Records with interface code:
┏━━
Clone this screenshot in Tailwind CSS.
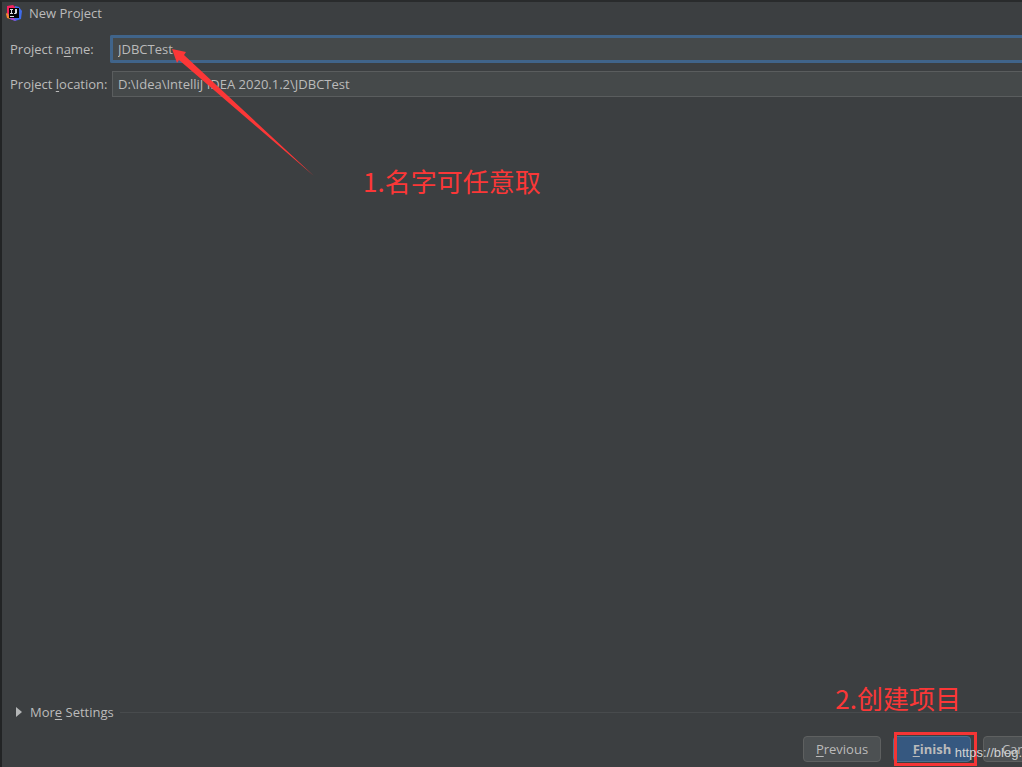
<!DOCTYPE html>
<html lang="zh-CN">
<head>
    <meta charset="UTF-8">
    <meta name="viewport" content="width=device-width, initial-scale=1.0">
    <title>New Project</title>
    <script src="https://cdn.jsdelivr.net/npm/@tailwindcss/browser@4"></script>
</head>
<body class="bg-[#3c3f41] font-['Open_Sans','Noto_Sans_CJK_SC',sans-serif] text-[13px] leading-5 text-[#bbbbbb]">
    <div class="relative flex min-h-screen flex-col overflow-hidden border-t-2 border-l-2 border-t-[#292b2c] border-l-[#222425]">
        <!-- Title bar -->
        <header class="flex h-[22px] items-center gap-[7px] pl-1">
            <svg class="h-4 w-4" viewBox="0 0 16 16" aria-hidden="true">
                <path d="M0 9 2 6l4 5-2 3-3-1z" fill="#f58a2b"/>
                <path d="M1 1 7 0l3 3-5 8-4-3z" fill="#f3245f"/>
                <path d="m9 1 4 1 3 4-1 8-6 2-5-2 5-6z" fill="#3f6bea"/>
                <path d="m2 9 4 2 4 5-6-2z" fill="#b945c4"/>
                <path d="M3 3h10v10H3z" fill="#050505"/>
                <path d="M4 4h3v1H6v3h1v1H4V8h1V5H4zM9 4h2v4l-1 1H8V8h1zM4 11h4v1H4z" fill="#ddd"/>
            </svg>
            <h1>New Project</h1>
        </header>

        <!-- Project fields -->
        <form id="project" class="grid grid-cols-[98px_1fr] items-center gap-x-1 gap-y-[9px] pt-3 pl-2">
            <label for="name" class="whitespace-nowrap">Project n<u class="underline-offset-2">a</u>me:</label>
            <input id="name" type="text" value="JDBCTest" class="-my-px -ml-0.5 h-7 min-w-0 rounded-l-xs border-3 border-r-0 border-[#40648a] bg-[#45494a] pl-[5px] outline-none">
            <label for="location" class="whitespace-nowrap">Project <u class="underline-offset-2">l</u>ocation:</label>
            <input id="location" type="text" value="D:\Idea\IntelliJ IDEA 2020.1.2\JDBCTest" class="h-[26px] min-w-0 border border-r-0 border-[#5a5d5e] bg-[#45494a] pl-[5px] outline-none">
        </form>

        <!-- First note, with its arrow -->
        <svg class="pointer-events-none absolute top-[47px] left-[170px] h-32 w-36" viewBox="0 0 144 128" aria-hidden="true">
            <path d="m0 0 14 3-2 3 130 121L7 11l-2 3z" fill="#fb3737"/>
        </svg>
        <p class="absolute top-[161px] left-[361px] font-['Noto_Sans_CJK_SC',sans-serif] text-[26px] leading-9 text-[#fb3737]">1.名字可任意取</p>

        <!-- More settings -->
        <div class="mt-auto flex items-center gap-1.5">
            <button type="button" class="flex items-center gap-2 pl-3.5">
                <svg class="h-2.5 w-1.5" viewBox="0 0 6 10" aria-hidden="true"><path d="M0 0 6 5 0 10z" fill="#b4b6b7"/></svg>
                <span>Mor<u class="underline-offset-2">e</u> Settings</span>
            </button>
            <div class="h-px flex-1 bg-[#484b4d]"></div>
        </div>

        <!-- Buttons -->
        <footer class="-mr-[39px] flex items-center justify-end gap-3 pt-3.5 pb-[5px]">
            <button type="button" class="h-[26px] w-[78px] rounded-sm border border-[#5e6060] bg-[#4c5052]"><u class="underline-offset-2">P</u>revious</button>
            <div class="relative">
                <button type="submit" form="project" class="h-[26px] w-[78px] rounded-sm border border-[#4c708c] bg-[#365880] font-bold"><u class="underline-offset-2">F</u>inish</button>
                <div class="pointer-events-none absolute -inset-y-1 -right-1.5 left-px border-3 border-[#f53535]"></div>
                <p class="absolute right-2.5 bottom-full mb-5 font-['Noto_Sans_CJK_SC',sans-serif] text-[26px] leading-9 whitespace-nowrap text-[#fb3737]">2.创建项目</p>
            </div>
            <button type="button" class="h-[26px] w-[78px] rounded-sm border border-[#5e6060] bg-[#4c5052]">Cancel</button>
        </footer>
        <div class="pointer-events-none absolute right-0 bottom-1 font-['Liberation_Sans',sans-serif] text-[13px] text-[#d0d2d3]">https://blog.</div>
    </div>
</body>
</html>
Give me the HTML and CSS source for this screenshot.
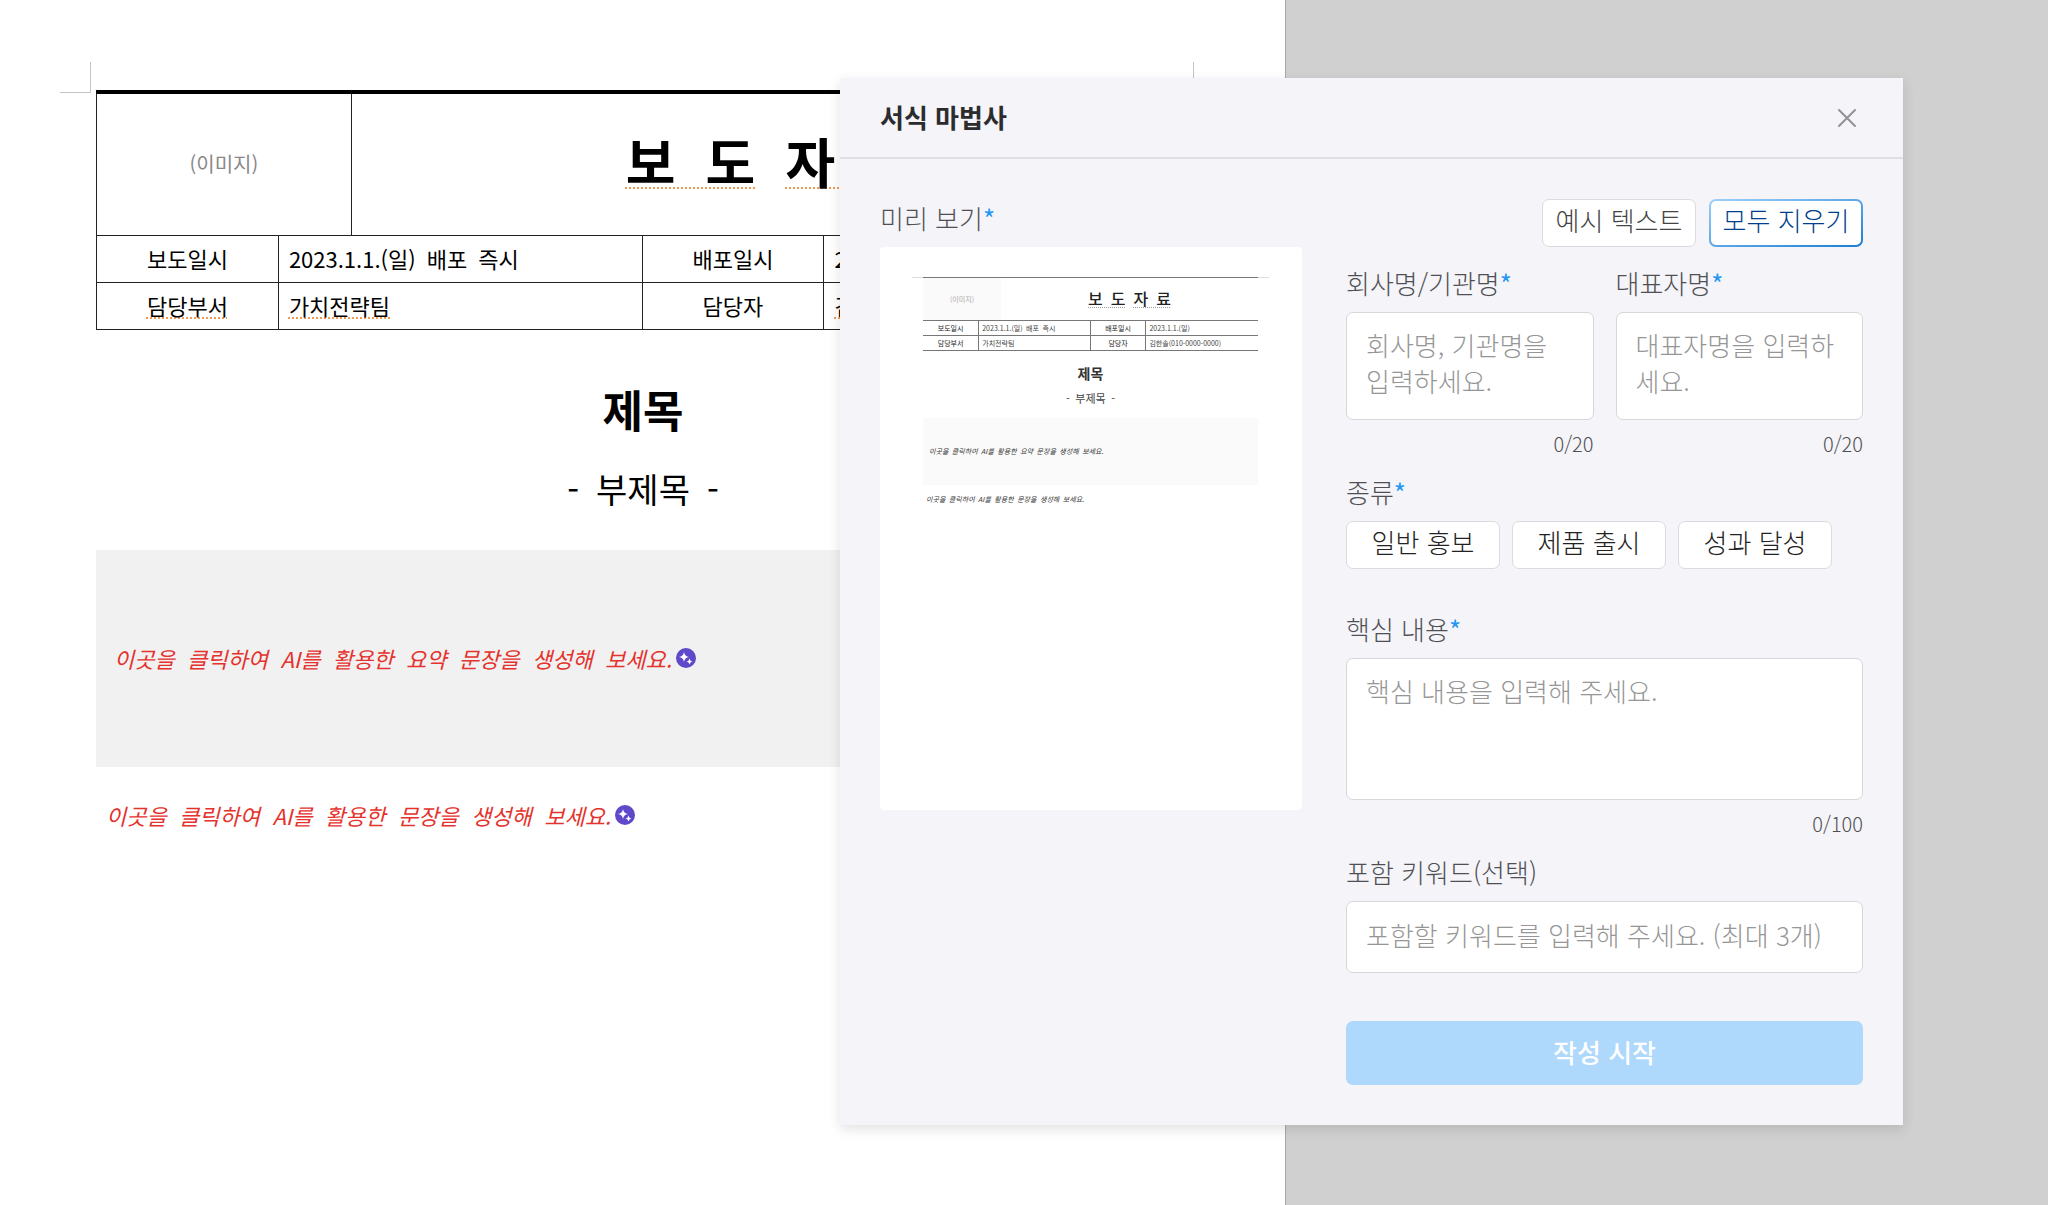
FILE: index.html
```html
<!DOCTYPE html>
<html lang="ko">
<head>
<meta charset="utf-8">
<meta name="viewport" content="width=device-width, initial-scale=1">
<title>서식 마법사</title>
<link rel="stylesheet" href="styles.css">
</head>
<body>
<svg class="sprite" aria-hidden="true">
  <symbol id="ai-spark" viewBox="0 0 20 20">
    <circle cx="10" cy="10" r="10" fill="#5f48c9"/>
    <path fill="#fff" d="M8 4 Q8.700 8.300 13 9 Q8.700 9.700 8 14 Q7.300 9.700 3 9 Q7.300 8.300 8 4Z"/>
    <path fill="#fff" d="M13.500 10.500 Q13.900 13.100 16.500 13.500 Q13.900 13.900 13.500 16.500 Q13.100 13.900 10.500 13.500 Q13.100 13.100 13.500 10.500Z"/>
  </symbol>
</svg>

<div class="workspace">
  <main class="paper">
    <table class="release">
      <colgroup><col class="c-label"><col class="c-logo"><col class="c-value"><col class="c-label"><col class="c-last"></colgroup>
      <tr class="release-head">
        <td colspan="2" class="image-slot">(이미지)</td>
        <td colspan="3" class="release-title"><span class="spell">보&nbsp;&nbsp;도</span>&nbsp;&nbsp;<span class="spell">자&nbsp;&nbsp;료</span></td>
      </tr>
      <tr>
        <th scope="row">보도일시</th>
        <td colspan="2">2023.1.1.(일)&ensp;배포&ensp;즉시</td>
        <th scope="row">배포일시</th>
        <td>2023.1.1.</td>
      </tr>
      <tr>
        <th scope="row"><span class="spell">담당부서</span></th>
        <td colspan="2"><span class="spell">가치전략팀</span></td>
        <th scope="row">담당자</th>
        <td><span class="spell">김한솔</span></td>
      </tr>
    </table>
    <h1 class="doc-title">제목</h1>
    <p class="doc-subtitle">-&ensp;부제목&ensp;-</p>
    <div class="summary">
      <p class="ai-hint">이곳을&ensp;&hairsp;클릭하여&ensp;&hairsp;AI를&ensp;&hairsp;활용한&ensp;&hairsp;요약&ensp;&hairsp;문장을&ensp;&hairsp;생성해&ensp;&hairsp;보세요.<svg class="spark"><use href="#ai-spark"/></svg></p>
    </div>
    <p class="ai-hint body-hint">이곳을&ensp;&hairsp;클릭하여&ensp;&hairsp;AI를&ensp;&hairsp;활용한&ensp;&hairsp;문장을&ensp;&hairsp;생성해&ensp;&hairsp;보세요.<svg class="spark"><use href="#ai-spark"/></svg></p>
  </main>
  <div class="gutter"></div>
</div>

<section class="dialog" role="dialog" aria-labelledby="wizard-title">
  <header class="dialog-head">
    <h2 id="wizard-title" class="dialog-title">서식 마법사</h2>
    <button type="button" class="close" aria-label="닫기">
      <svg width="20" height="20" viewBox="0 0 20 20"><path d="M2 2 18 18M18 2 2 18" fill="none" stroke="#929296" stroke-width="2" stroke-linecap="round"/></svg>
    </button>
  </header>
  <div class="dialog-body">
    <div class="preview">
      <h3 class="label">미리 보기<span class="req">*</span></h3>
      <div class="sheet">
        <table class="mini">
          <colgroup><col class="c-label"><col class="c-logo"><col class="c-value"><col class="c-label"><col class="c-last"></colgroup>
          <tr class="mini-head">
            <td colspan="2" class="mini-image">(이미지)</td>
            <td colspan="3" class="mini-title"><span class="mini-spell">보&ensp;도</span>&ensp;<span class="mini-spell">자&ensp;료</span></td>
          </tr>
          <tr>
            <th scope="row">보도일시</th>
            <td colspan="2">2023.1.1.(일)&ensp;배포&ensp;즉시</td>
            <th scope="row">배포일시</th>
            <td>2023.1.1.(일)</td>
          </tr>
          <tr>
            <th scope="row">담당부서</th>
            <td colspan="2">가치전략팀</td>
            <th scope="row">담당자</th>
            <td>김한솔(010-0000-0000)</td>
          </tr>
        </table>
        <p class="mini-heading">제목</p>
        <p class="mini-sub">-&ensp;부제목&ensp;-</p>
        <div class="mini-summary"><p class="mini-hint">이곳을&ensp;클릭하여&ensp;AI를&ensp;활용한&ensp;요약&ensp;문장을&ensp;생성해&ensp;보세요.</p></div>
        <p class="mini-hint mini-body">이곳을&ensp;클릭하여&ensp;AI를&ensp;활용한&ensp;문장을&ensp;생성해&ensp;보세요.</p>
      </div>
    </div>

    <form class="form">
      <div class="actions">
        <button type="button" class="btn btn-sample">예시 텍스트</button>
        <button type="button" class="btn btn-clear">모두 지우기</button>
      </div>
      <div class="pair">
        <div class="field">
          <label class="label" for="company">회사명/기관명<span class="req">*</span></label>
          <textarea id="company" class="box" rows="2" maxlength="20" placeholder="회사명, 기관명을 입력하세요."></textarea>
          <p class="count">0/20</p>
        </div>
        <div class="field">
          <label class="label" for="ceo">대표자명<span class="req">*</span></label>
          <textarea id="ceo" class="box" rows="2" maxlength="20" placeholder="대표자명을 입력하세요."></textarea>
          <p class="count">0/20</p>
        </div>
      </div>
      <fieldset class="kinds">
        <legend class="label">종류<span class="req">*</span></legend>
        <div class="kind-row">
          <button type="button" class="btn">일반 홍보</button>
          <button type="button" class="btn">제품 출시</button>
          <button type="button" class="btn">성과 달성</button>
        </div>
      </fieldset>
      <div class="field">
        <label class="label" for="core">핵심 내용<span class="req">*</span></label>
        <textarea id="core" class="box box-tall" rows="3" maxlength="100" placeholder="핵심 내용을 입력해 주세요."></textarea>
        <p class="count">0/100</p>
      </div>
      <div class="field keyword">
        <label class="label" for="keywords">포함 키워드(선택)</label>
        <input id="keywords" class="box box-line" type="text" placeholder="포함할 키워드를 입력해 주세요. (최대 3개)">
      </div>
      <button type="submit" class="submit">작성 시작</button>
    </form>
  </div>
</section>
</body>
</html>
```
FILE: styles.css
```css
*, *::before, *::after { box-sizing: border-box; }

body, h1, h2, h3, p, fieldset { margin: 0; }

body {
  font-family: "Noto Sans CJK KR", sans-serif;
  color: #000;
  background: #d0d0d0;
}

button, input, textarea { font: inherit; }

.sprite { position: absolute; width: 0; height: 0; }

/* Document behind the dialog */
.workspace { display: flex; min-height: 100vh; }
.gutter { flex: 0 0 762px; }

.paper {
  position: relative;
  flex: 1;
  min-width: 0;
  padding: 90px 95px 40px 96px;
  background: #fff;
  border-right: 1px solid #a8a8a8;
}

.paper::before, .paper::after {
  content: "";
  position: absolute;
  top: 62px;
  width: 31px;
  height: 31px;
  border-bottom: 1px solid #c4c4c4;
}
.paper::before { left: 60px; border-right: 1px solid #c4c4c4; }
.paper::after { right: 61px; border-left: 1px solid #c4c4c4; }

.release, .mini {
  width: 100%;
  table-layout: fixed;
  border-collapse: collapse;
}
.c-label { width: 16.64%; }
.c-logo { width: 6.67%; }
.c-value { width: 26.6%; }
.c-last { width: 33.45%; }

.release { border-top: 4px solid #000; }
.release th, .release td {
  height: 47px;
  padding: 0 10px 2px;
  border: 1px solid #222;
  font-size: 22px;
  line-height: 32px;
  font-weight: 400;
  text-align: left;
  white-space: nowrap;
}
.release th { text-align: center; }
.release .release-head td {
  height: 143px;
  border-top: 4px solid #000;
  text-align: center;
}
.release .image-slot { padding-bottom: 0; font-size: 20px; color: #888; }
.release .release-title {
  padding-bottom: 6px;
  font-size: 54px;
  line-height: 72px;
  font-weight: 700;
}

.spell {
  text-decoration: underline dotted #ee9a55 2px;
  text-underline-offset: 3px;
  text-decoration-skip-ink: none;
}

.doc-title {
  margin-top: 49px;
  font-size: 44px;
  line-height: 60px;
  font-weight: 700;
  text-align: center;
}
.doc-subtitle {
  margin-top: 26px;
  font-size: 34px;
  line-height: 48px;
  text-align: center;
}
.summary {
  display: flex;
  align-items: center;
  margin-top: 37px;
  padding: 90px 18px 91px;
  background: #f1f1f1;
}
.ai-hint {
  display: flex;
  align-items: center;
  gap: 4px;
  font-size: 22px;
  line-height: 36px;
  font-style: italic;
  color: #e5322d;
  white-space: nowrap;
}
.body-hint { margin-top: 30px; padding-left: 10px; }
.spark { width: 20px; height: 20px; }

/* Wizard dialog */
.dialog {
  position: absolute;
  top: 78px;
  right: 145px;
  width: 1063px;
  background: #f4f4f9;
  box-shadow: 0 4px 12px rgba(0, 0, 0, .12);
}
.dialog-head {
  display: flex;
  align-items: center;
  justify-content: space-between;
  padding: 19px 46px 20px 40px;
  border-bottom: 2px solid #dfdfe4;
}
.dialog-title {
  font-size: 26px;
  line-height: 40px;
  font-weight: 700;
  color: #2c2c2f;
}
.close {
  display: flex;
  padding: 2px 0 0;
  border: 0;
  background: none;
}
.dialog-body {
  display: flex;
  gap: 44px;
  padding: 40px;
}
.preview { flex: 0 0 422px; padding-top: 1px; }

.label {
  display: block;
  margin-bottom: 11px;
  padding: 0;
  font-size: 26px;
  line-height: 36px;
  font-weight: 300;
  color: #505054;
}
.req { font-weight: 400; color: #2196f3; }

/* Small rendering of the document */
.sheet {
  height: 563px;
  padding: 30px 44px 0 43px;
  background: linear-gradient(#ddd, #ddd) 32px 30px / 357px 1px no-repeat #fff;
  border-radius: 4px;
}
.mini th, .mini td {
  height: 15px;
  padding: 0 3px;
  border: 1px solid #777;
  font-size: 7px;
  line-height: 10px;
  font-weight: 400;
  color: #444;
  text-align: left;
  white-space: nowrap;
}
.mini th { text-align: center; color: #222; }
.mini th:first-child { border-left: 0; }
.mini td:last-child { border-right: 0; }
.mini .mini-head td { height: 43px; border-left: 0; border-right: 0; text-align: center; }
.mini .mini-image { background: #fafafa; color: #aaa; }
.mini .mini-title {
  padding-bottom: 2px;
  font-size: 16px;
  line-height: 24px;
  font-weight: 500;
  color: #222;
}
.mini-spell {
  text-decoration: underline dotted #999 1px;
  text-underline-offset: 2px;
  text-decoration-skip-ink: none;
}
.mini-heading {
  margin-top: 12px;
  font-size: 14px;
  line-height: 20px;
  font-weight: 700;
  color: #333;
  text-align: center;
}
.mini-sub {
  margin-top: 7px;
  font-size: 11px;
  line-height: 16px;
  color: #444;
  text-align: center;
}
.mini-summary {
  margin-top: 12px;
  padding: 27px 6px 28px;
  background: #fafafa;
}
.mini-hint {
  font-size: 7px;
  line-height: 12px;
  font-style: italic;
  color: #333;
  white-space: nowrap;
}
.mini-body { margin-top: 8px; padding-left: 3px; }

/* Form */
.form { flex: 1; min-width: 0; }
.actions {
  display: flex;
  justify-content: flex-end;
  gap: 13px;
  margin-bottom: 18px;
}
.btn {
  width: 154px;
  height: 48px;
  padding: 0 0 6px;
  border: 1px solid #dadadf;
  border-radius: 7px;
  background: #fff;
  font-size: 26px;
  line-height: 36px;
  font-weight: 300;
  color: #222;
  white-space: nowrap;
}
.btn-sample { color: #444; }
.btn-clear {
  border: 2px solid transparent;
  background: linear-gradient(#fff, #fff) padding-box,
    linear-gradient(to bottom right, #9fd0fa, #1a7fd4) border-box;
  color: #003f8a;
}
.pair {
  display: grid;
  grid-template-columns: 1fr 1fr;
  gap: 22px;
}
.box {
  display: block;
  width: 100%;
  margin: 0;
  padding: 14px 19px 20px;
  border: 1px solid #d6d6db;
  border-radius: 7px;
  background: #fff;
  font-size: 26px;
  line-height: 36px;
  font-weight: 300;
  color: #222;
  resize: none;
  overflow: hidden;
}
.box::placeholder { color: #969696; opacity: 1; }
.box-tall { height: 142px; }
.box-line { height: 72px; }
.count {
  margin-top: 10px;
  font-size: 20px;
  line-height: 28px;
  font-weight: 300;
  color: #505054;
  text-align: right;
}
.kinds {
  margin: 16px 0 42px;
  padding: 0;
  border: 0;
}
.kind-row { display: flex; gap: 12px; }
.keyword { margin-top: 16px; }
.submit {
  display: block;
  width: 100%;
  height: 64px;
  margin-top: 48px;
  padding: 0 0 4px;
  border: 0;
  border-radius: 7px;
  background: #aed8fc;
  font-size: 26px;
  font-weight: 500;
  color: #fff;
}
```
┗━━
Reply with nothing except the number of lines in the listing above that include "screenshot".

2